Çünkü, 1974 öncesinde de topluma dar milliyetçi ve anti- komünist hedefler için soğuk savaş yıllarında ekilen de- politize etme yöntemlerinden başka bir şey bilmezler. Bu ilkel metotları hala ayni pervasızlıkla kullanmaya çalışıyorlar..
Kişilere indeksli, siyasal ve toplumsal kurumlaşmayı engellemek, düşünsel olarak ta toplumu çölleştirmek için, politikayı suç ,utanılacak ve korkulacak bir hale döndürmek için yapılan bu olgu, bizi halk olarak, dün son derece edilgen kılmıştı, şimdi de bunu yeniden üretmenin peşindedirler..
Şimdi uzun zamandır siyaset alanında, sağın yaşadığı kısırlık ve ilkesizlik, topluma, genellemeci bir tavırla, tüm siyasi güçlere karşı bir genel hoşnutsuzluğa dönüştürülmeye çalışılıyor. UBP liderliği, “ben battım, herkeste batsın” anlayışı ile saldırgan ve karalamacı bir tavırla, tüm siyaset kurumunu itibarsızlaştırmanın çabasına girdi..
Maalesef solun belli kesimleri de buna katkı koymaktadır. Temel sorunları öne almak yerine, kişilere indeksli bu kampanya karşı yeterince aktif tavır üretilemedi. Hatta dar faydacı anlayışlarla, ayni metotları takip edenler de oldu.
Hatta, bazıları içinde bu, rakip gördüğü kurum ve insanların yararlanması veya itibarlarının zedelenmesine yol açabilir beklentisi ile de hoşlarına da gitti. Ya sesiz kaldılar, ya da “vıdı vıdı” teşkilatlarının seslerinin iletilmesinde,” tel” oldular.
Ancak, bunun en genelde tüm siyasi güçlere ve toplumun kurumsal varlığına dönük bir sonuç üretmesi karşısında da şimdi herkes, bunun şaşkınlığını yaşıyor.
Şimdi,” karma oy veya denize gidin” kampanyaları ile de bu en genelde siyaset alanında ciddi savrulmalara yol açma zemini buldu.
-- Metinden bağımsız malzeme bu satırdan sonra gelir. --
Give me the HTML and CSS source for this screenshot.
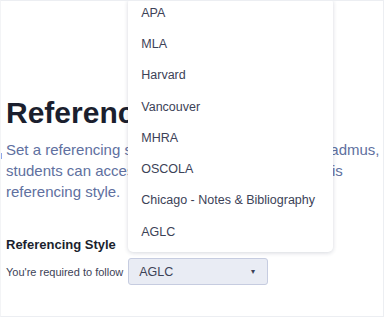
FILE: index.html
```html
<!DOCTYPE html>
<html>
  <head>
    <title>Referencing</title>
    <link rel="stylesheet" href="styles.css">
  </head>
  <body>
    <div class="frame">
      <span class="focus-mark"></span>
      <h1>Referencing</h1>
      <p class="lead">
        Set a referencing style for your assessment. In Cadmus,
        students can access key support resources for this
        referencing style.
      </p>

      <h2>Referencing Style</h2>
      <div class="field">
        <span class="field-label">You're required to follow</span>
        <div class="select-wrap">
          <div class="select">
            <span>AGLC</span>
            <span class="caret">&#9662;</span>
          </div>
          <ul class="menu">
            <li>APA</li>
            <li>MLA</li>
            <li>Harvard</li>
            <li>Vancouver</li>
            <li>MHRA</li>
            <li>OSCOLA</li>
            <li>Chicago - Notes &amp; Bibliography</li>
            <li>AGLC</li>
          </ul>
        </div>
      </div>
    </div>
  </body>
</html>
```

FILE: styles.css
```css
body {
  margin: 0;
  font-family: "Liberation Sans", Arial, sans-serif;
  background: #fff;
  color: #1a1f36;
}
.frame {
  position: relative;
  box-sizing: border-box;
  height: 317px;
  border: 1px solid #eceef2;
  border-left-color: #f3f4f6;
  padding: 95px 3px 0 5px;
  overflow: hidden;
}
.focus-mark {
  position: absolute;
  left: -1px;
  top: 152px;
  width: 2px;
  height: 6px;
  background: #8fa6e8;
}
h1 {
  margin: 0;
  font-size: 30px;
  line-height: 34px;
  font-weight: 700;
  color: #1b1f2e;
}
.lead {
  margin: 9px 0 0;
  font-size: 15px;
  line-height: 21px;
  color: #6070a0;
}
h2 {
  margin: 34px 0 0;
  font-size: 13px;
  line-height: 18px;
  font-weight: 700;
  color: #1b1f2e;
}
.field {
  display: flex;
  align-items: center;
  gap: 5px;
  margin-top: 4px;
}
.field-label {
  font-size: 11px;
  color: #3c4257;
}
.select-wrap {
  position: relative;
}
.select {
  box-sizing: border-box;
  width: 140px;
  height: 27px;
  display: flex;
  align-items: center;
  justify-content: space-between;
  padding: 0 12px 0 10px;
  background: #e9ecf4;
  border: 1px solid #c6cce0;
  border-radius: 3px;
  font-size: 12.5px;
  color: #3c4257;
}
.caret {
  font-size: 8px;
  color: #3c4257;
}
.menu {
  position: absolute;
  left: 0;
  bottom: calc(100% + 6px);
  width: 205px;
  margin: 0;
  padding: 0 0 4px;
  list-style: none;
  background: #fff;
  border-radius: 5px;
  box-shadow: 0 1px 4px rgba(30, 40, 70, 0.18);
}
.menu li {
  height: 31.3px;
  line-height: 31.3px;
  padding-left: 13px;
  font-size: 12.5px;
  color: #3c4257;
  white-space: nowrap;
}
```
Geçtiğimiz günlerde Sayın Mehmet Ali Talat’ın uyarısı çok yerinde idi. Bu kampanya sonuç itibarı ile sahte seçmenlerin ve seçimlik vatandaşlık yapılanların seçimde belirleyiciliğine dönüşecek.
İşte bu nedenlerle sağda başlayan bu rezalet, tüm toplumu etkisi altına alma eğilimi göstermektedir. Buna bir de solda, en genelde dar bazı kesimlerin sözde düzene muhalefet yapacaklar diye ve kendileri dışındaki herkesi ,ayni gösterme sözde açıkgözlükleri de eklenince, bu ilkel ve en eski egemen güç politikasının gelişmesine katkı sağlamaktadır.
Bu yüzden şimdi, bu en eski, siyasetsizleştirme kampanyasına karşı, cesaretle karşı çıkmak ve bir mahalle baskısına döndürülmeye çalışılan,” hepsi aynidir” masalına karşı durmak gerekir..
Siyaset dünyamız içine ekilen bu kötü tohumlara karşı cesaretle, genellemeci tavırlardan uzaklaşarak hareket etmek gerekiyor.